Bu toprakların sahibi olarak sizlere buralarda gezebilirsin dediysek, bunun da bir edep dâhilinde olduğunu unutmamak kaydıyla demiştik. Yoksa nasıl olsa yetki aldım, öyleyse her şeyi çiğnerim demen için değil. Unutmayın ki bizi çiğneyenlerin ayaklarını kırar, sahiplerini kötürüm bırakırız. Çiğnetenleri de bir daha geri dönmemek üzere göndeririz.
Tamam, bazılarına bir takım yetkiler vermiş olabiliriz. Ama verdiğimiz yetkiler yanlış kullanılırsa almasını da biliriz. Şu hiç unutulmasın ki biz, o yetkiyi milletimizin hayrına kullanılsın diye verdik. Yoksa bizim aleyhimize kullanılması için vermedik.
Bilmeyenler bilsin. Duymayanlar duysun. Türkler inançlı ve saygılıdır. Kendine olan güveni de tamdır. Dostları ile yarım ekmeğini ve katığını da bölüşür. Hatta kendi aç kalma pahasına başkalarını da doyurur. Ancak namusuna, vatanına ve bayrağına uzanan elleri mazur görmeyip anında kırar. Tarih okuyanlar bunu çok iyi bilirler.

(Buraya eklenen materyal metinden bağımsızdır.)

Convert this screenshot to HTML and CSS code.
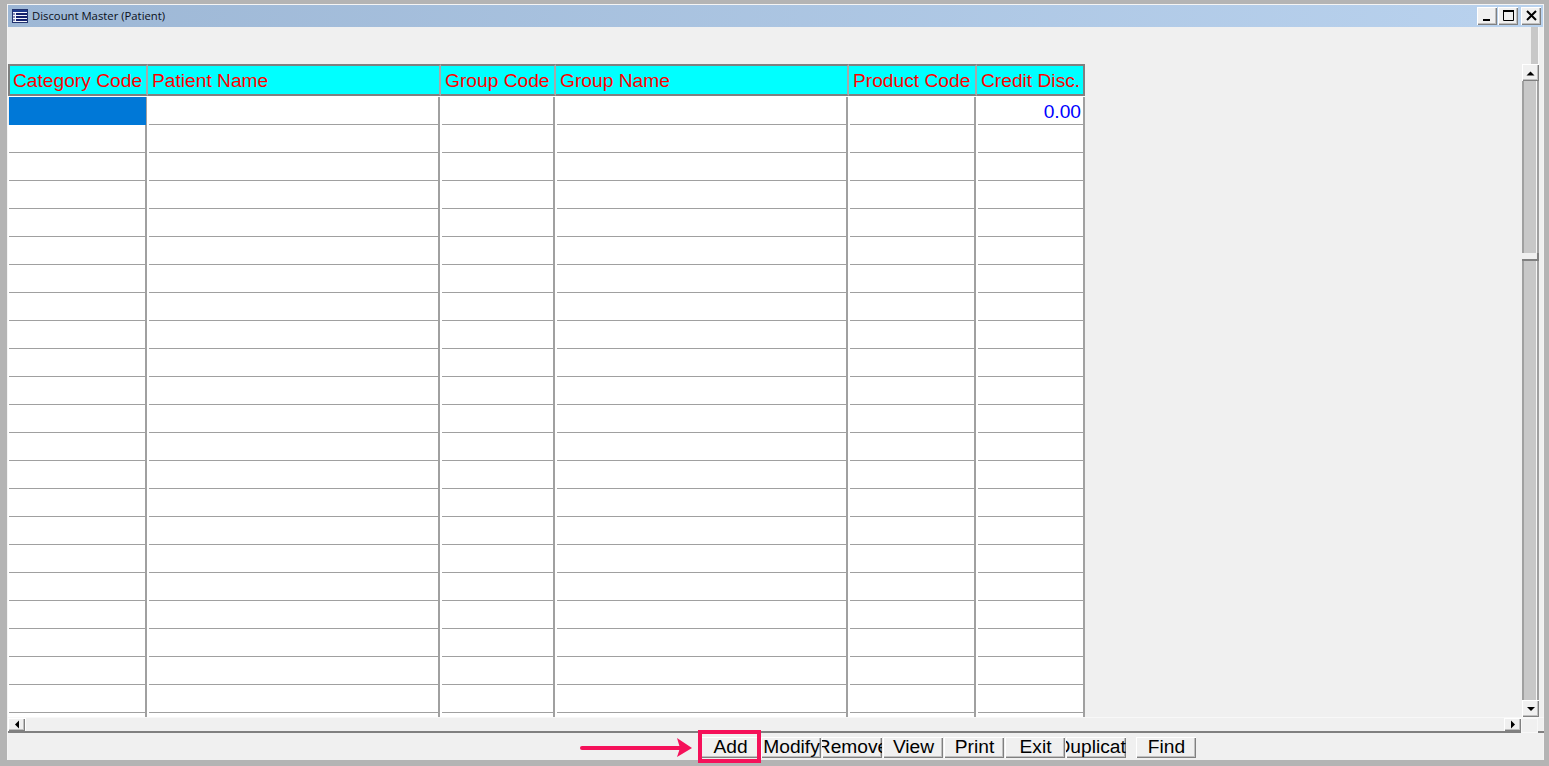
FILE: index.html
```html
<!DOCTYPE html>
<html lang="en">
<head>
<meta charset="utf-8">
<title>Discount Master (Patient)</title>
<link rel="stylesheet" href="styles.css">
</head>
<body>
<div class="window">
  <header class="titlebar">
    <svg class="app-icon" width="16" height="16" viewBox="0 0 16 16">
      <rect x="0.500" y="1.500" width="15" height="13" fill="#f4f6fb" stroke="#22336f"/>
      <rect x="1" y="2" width="14" height="2" fill="#1f3a8c"/>
      <rect x="4" y="5" width="11" height="2" fill="#14226e"/>
      <rect x="4" y="8" width="11" height="2" fill="#14226e"/>
      <rect x="4" y="11" width="11" height="2" fill="#14226e"/>
      <path d="M2 5v8" stroke="#14226e" stroke-dasharray="2 1"/>
    </svg>
    <span class="title">Discount Master (Patient)</span>
    <div class="win-btns">
      <button class="win-btn"><svg width="19" height="18" viewBox="0 0 19 18"><rect x="5" y="12" width="7" height="2" fill="#000"/></svg></button>
      <button class="win-btn"><svg width="19" height="18" viewBox="0 0 19 18"><path d="M4.500 3.500h10v10h-10z" fill="none" stroke="#000"/><path d="M4 4h11" stroke="#000" stroke-width="2"/></svg></button>
      <button class="win-btn close"><svg width="19" height="18" viewBox="0 0 19 18"><path d="M5 4l9 9M14 4l-9 9" stroke="#000" stroke-width="2"/></svg></button>
    </div>
  </header>

  <main class="content">
    <div class="grid-pane">
      <section class="grid">
        <div class="head first">Category Code</div>
        <div class="head">Patient Name</div>
        <div class="head">Group Code</div>
        <div class="head">Group Name</div>
        <div class="head">Product Code</div>
        <div class="head last">Credit Disc.</div>
        <div class="head-gap"></div>

        <div class="cell selected"></div><div class="cell"></div><div class="cell"></div><div class="cell"></div><div class="cell"></div><div class="cell last value">0.00</div>
        <div class="cell"></div><div class="cell"></div><div class="cell"></div><div class="cell"></div><div class="cell"></div><div class="cell last"></div>
        <div class="cell"></div><div class="cell"></div><div class="cell"></div><div class="cell"></div><div class="cell"></div><div class="cell last"></div>
        <div class="cell"></div><div class="cell"></div><div class="cell"></div><div class="cell"></div><div class="cell"></div><div class="cell last"></div>
        <div class="cell"></div><div class="cell"></div><div class="cell"></div><div class="cell"></div><div class="cell"></div><div class="cell last"></div>
        <div class="cell"></div><div class="cell"></div><div class="cell"></div><div class="cell"></div><div class="cell"></div><div class="cell last"></div>
        <div class="cell"></div><div class="cell"></div><div class="cell"></div><div class="cell"></div><div class="cell"></div><div class="cell last"></div>
        <div class="cell"></div><div class="cell"></div><div class="cell"></div><div class="cell"></div><div class="cell"></div><div class="cell last"></div>
        <div class="cell"></div><div class="cell"></div><div class="cell"></div><div class="cell"></div><div class="cell"></div><div class="cell last"></div>
        <div class="cell"></div><div class="cell"></div><div class="cell"></div><div class="cell"></div><div class="cell"></div><div class="cell last"></div>
        <div class="cell"></div><div class="cell"></div><div class="cell"></div><div class="cell"></div><div class="cell"></div><div class="cell last"></div>
        <div class="cell"></div><div class="cell"></div><div class="cell"></div><div class="cell"></div><div class="cell"></div><div class="cell last"></div>
        <div class="cell"></div><div class="cell"></div><div class="cell"></div><div class="cell"></div><div class="cell"></div><div class="cell last"></div>
        <div class="cell"></div><div class="cell"></div><div class="cell"></div><div class="cell"></div><div class="cell"></div><div class="cell last"></div>
        <div class="cell"></div><div class="cell"></div><div class="cell"></div><div class="cell"></div><div class="cell"></div><div class="cell last"></div>
        <div class="cell"></div><div class="cell"></div><div class="cell"></div><div class="cell"></div><div class="cell"></div><div class="cell last"></div>
        <div class="cell"></div><div class="cell"></div><div class="cell"></div><div class="cell"></div><div class="cell"></div><div class="cell last"></div>
        <div class="cell"></div><div class="cell"></div><div class="cell"></div><div class="cell"></div><div class="cell"></div><div class="cell last"></div>
        <div class="cell"></div><div class="cell"></div><div class="cell"></div><div class="cell"></div><div class="cell"></div><div class="cell last"></div>
        <div class="cell"></div><div class="cell"></div><div class="cell"></div><div class="cell"></div><div class="cell"></div><div class="cell last"></div>
        <div class="cell"></div><div class="cell"></div><div class="cell"></div><div class="cell"></div><div class="cell"></div><div class="cell last"></div>
        <div class="cell"></div><div class="cell"></div><div class="cell"></div><div class="cell"></div><div class="cell"></div><div class="cell last"></div>
        <div class="cell"></div><div class="cell"></div><div class="cell"></div><div class="cell"></div><div class="cell"></div><div class="cell last"></div>
      </section>
    </div>

    <aside class="vscroll">
      <div class="vs-top"></div>
      <button class="sb-btn v"><svg width="16" height="16" viewBox="0 0 16 16"><path d="M3.500 10.500h8L7.500 6.500z" fill="#000"/></svg></button>
      <div class="vs-track one"></div>
      <div class="vs-thumb"></div>
      <div class="vs-track two"></div>
      <button class="sb-btn v"><svg width="16" height="16" viewBox="0 0 16 16"><path d="M4 6h8l-4 4z" fill="#000"/></svg></button>
    </aside>

    <div class="hscroll">
      <button class="sb-btn h"><svg width="16" height="15" viewBox="0 0 16 15"><path d="M10 3.500v8L6 7.500z" fill="#000"/></svg></button>
      <div class="hs-track"></div>
      <button class="sb-btn h"><svg width="16" height="15" viewBox="0 0 16 15"><path d="M6 3.500v8l4-4z" fill="#000"/></svg></button>
      <div class="corner"></div>
    </div>
  </main>

  <footer class="toolbar">
    <button class="btn"><span>Add</span></button>
    <button class="btn"><span>Modify</span></button>
    <button class="btn"><span>Remove</span></button>
    <button class="btn"><span>View</span></button>
    <button class="btn"><span>Print</span></button>
    <button class="btn"><span>Exit</span></button>
    <button class="btn"><span>Duplicate</span></button>
    <button class="btn find"><span>Find</span></button>
  </footer>
</div>

<svg class="annotation" width="200" height="40" viewBox="0 0 200 40">
  <rect x="120" y="4" width="59" height="29" fill="none" stroke="#f5115a" stroke-width="4"/>
  <path d="M2 20H100" stroke="#f5115a" stroke-width="4" stroke-linecap="round"/>
  <path d="M97 10l15 10L97 29l3-9z" fill="#f5115a"/>
</svg>
</body>
</html>
```
FILE: styles.css
```css
* { box-sizing: border-box; }

html, body { height: 100%; }

body {
  margin: 0;
  height: 766px;
  overflow: hidden;
  padding: 4px 5px 6px 7px;
  background: #b4b4b4;
  font-family: "Liberation Sans", Arial, sans-serif;
  position: relative;
}

.window {
  height: 756px;
  display: flex;
  flex-direction: column;
  background: #f0f0f0;
  border-top: 1px solid #f4f4f4;
  border-left: 1px solid #f4f4f4;
  border-right: 1px solid #f4f4f4;
}

.titlebar {
  flex: none;
  height: 22px;
  display: flex;
  align-items: center;
  padding-left: 4px;
  background: linear-gradient(to right, #9db7d5, #b9d2ee);
}

.app-icon { flex: none; }

.title {
  margin-left: 4px;
  margin-bottom: 2px;
  font-family: "Open Sans", sans-serif;
  font-size: 11.3px;
  color: #0b1020;
  white-space: nowrap;
}

.win-btns {
  margin-left: auto;
  margin-right: 2px;
  display: flex;
  gap: 1px;
}

.win-btn {
  width: 20px;
  height: 18px;
  padding: 0;
  border: 0;
  background: #f0f0f0;
  box-shadow: inset 1px 1px 0 #fff, inset -1px -1px 0 #808080, inset -2px -2px 0 #c0c0c0;
  display: flex;
  align-items: center;
  justify-content: center;
}

.win-btn.close { margin-left: 2px; }

.content {
  flex: none;
  height: 706px;
  display: grid;
  grid-template-columns: 1514px 22px;
  grid-template-rows: 690px 16px;
}

.grid-pane {
  overflow: hidden;
  padding-top: 37px;
}

.grid {
  display: grid;
  grid-template-columns: 140px 293px 115px 293px 128px 108px;
  grid-auto-rows: 28px;
  grid-template-rows: 32px 1px;
  width: 1077px;
}

.head {
  background: #00ffff;
  border-top: 2px solid #808080;
  border-bottom: 2px solid #808080;
  border-right: 2px solid #a8a8a8;
  color: #ff0000;
  font-size: 19.2px;
  line-height: 30px;
  padding-left: 4px;
  white-space: nowrap;
  overflow: hidden;
}

.head.first { border-left: 2px solid #808080; padding-left: 3px; }
.head.last { border-right-color: #808080; }

.head-gap { grid-column: 1 / -1; background: #fff; }

.cell {
  margin-left: -1px;
  margin-right: 1px;
  background: linear-gradient(#a0a0a0, #a0a0a0) 2px 27px / calc(100% - 2px) 1px no-repeat #fff;
  border-right: 2px solid #a0a0a0;
}

.cell.last { margin-right: 0; }

.cell.selected {
  margin-left: 1px;
  background: #0078d7;
  border-right-width: 1px;
}

.value {
  color: #0000ff;
  font-size: 19.2px;
  line-height: 29px;
  text-align: right;
  padding-right: 2px;
}

.vscroll {
  display: flex;
  flex-direction: column;
  width: 17px;
}

.vs-top {
  flex: none;
  height: 37px;
  width: 8px;
  margin-left: 9px;
  background: #c8c8c8;
  border-right: 1px solid #f6f6f6;
}

.vs-track {
  background: #c8c8c8;
  border-left: 2px solid #a0a0a0;
  border-right: 2px solid #a0a0a0;
  box-shadow: inset -1px 0 0 #f6f6f6;
}

.vs-track.one { height: 172px; }
.vs-track.two { height: 440px; }

.vs-thumb {
  height: 8px;
  background: #f0f0f0;
  box-shadow: inset -2px -2px 0 #808080;
}

.sb-btn {
  flex: none;
  padding: 0;
  border: 0;
  background: #f0f0f0;
  box-shadow: inset 1px 1px 0 #fff, inset -1px -1px 0 #808080, inset -2px -2px 0 #c0c0c0;
  display: flex;
  align-items: center;
  justify-content: center;
}

.sb-btn.v { height: 17px; }
.sb-btn.h { width: 17px; }

.hscroll {
  grid-column: 1 / -1;
  display: flex;
  border-top: 1px solid #f8f8f8;
  border-bottom: 2px solid #808080;
  height: 16px;
}

.hs-track {
  width: 1479px;
  background: #f0f0f0;
  border-left: 1px solid #fff;
}

.corner {
  width: 17px;
  margin-bottom: -2px;
  background: #f0f0f0;
  box-shadow: inset 0 0 0 1px #f8f8f8;
}

.toolbar {
  flex: 1;
  display: flex;
  align-items: flex-start;
  gap: 1px;
  padding: 4px 0 0 692px;
  background: #f0f0f0;
}

.btn {
  flex: none;
  width: 60px;
  height: 21px;
  padding: 0 0 0 1px;
  border: 0;
  background: #f0f0f0;
  box-shadow: inset 1px 1px 0 #fff, inset -1px -1px 0 #808080, inset -2px -2px 0 #c0c0c0;
  color: #000;
  font-family: "Liberation Sans", Arial, sans-serif;
  font-size: 19.2px;
  line-height: 20px;
  overflow: hidden;
  display: flex;
  justify-content: center;
  white-space: nowrap;
}

.btn span { flex: none; }

.find { margin-left: 9px; }

.annotation {
  position: absolute;
  left: 580px;
  top: 728px;
}
```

Bugün besleyip büyüttüklerimiz, bataklıktan çekip çıkarıp temizleyerek çiçek bahçelerinde dinlendirdiklerimiz, o bahçenin çiçeklerini yolmaya başlamıştır. İşte buna izin verilmeyeceğini, o çiçek yoluculara hatırlatmak üzere harekete geçilmiştir. Dileriz hassasiyetimiz anlaşılır.
Ey kadir kıymet bilmez yabaniler, durun bakalım. Siz kimsiniz? Nereden geldiniz? Ne yapmak istiyorsunuz? Yaptıklarınızla nereye varmaya çalışacağınızı sanıyorsunuz? Yok, öyle şey buna izin veremeyiz. Sıkışınca ettiğiniz yeminlere de tek bayrak ve tek millet sözlerinize de inanmıyoruz. Bizi kandıramazsınız, size inanmıyoruz, çünkü siz bahçemizin çiçeklerini soldurdunuz, bu nedenle sabıkanız var.
Şunu çok iyi öğrendik ki sizler çıkarınız söz konusu olduğunda veya korktuğunuzda yeminler edip hep ağlamışınızdır. Nasıl olsa Türkler hoşgörülü, affedicidir. Biz istediğimizi yapar, sıkışınca da Allah, Peygamber, vatan, millet ve bayrak der, üzerine de biz sizi çok seviyoruz diyerek ağlayıp uyuturuz. Yok, artık öyle yağma ne olduğunuzu öğrendiğimiz için uyumamak için nöbet oluşturduk.
Nöbetçilerimize de parolayı bildirdik. Parolamız Türk, işareti ise birliktir. Bunu bilmeyen ve buna uymayan bu topraklarda istediği gibi gezemeyecek. Kurallara uymayanlar ise nöbetçilerin uyarısıyla birlikte gereği yapılacaktır.
Ben Türk’üm, tarihle var olmuşum. Tarih var oldukça da var olacak bir neslin devamıyım. Sen ve senin gibileri bana gönderen ağaların, bunu bilecek buna göre yürüyeceksiniz. Yoksa dün seni yürütmeye çalışan ağalarının yaşadığını bugün sen yaşarsın.
Unuttuğun ise değerlerini çalmaya çalıştığın millet, Türk milletidir. Bu millet, tüm alemlere rahmet olarak gönderilmiş Peygamberimizin övgüsüne mazhar olmuş, İslamiyet’in kılıçdarlığını yapmış bir millettir. Adını tarihten, yönetimini inancından almıştır. Bunları ne sen silebilirsin ne de başkaları. O zaman durup bekleyeceksin. Kaçar gibi nereye öyle.